De repente uno se siente otro y ya lo es. Sin apenas darse cuenta uno ha ido construyendo al otro en el que acaba convirtiéndose. El yo al que nos agarramos carece de estabilidad temporal y consistencia interna. No permanece igual en el tiempo ni su estructura de contenido es fija.
El hombre es un artefacto que se crea a sí mismo y a su entorno. Al no poder fundirse con la realidad como lo hacen el resto de animales crea otra paralela y establece con lo real una relación retórica y metafórica, de ahí que no se pueda acceder a la verdad desnudándola sino, como diría Daniel Innerarity, "vistiéndola adecuadamente".
En las crisis existenciales, en los momentos bisagra que conectan un pasado reciente y un futuro próximo, lo que somos lucha por salir, pero lo que somos hay que ir definiéndolo día a día, hay que ir construyéndolo con lo que sobrevive de la lucha entre lo que fuimos y lo que queremos ser. Lo que somos es, pues, un conglomerado inestable de imprevisible evolución hacia el misterio y la vida no catalogada.
El artista no debe desconfiar de su mundo interior, no debe excluir nada de él, ni siquiera lo más enigmático. Debe amar sus dudas, educarlas y convertirlas en "dudas sabedoras". El artista debe vivir a fondo las preguntas más torturantes, debe ser valiente con lo extraño e inexplicable. No debe temer las tristezas, pues éstas son sólo los momentos en que ha entrado algo nuevo en nosotros, algo desconocido, y nos ha quitado por un momento todo lo familiar y habitual.
Las bibliotecas personales son lugares tremendamente humanos. Allí los libros empiezan a interactuar entre ellos, conversan, tejen extrañas alianzas, surge una alegre promiscuidad entre algunos, aparecen cofradías selectas, amorosos compañeros de anaquel, aunque también bandos enfrentados y odios eternos.
La realidad es sólo una mentira de la verdad, esa señora tapada hasta el cuello que intenta adjetivar lo sustancial por miedo al columpio de la incertidumbre.
La memoria no es un archivo estático, es un magma en continuo proceso de transformación. La vida no se acumula en estratos superpuestos que se sellan mutuamente, la vida fluye a través de un complejo sistema de pozos comunicantes en los que se mezclan las aguas primeras con las últimas lluvias.
Algunos llaman a la espera tiempo muerto y al esperar perder el tiempo; quizá ignoran que los fantasmas de lo esperado llegan con mucha anticipación, animando estos paréntesis aparentemente estériles y convirtiéndolos en pura vida. En definitiva, qué sería la vida sino un paréntesis de espera hiperconsciente entre dos pozos de infinitud.

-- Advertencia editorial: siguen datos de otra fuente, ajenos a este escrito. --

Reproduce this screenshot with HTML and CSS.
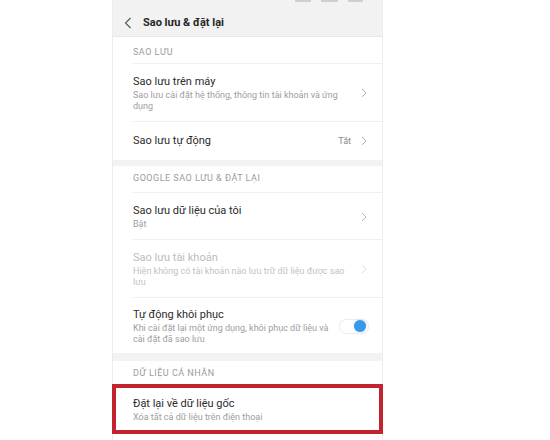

Hay quien ve en la música un movimiento regresivo hacia las primeras improntas sonoras dominadas por el régimen de los afectos. Según esta teoría la música trataría de ponernos en contacto de nuevo con el canturreo primero, con el "cantus obscurius", con el canto in-significante anterior al lenguaje y a la música como organizadora de sonidos.
Escribir no es decidir qué queremos decir y hacerlo, no es tan simple. Como diría Marguerite Duras, "escribir es intentar saber qué escribiríamos si escribiésemos". Escribir es dejarse escribir, lo intraductible de la vida copiándose en nosotros a duras penas.
Para poder construir un libro antes hay que construir una soledad y después construir un silencio dentro de nuestra mente, lograr un vaciado total que pueda albergar un libro posible o, como diría Blanchot, "un libro por venir". Ese libro por venir no deja de aullar desde una zona remota de tu interior. Busca desnudarse y ofrecerse para liberarse de ti, de tus miedos, de tus dudas, de la gran duda que es escribir, de la casi insoportable sucesión de dudas que es la vida del escritor.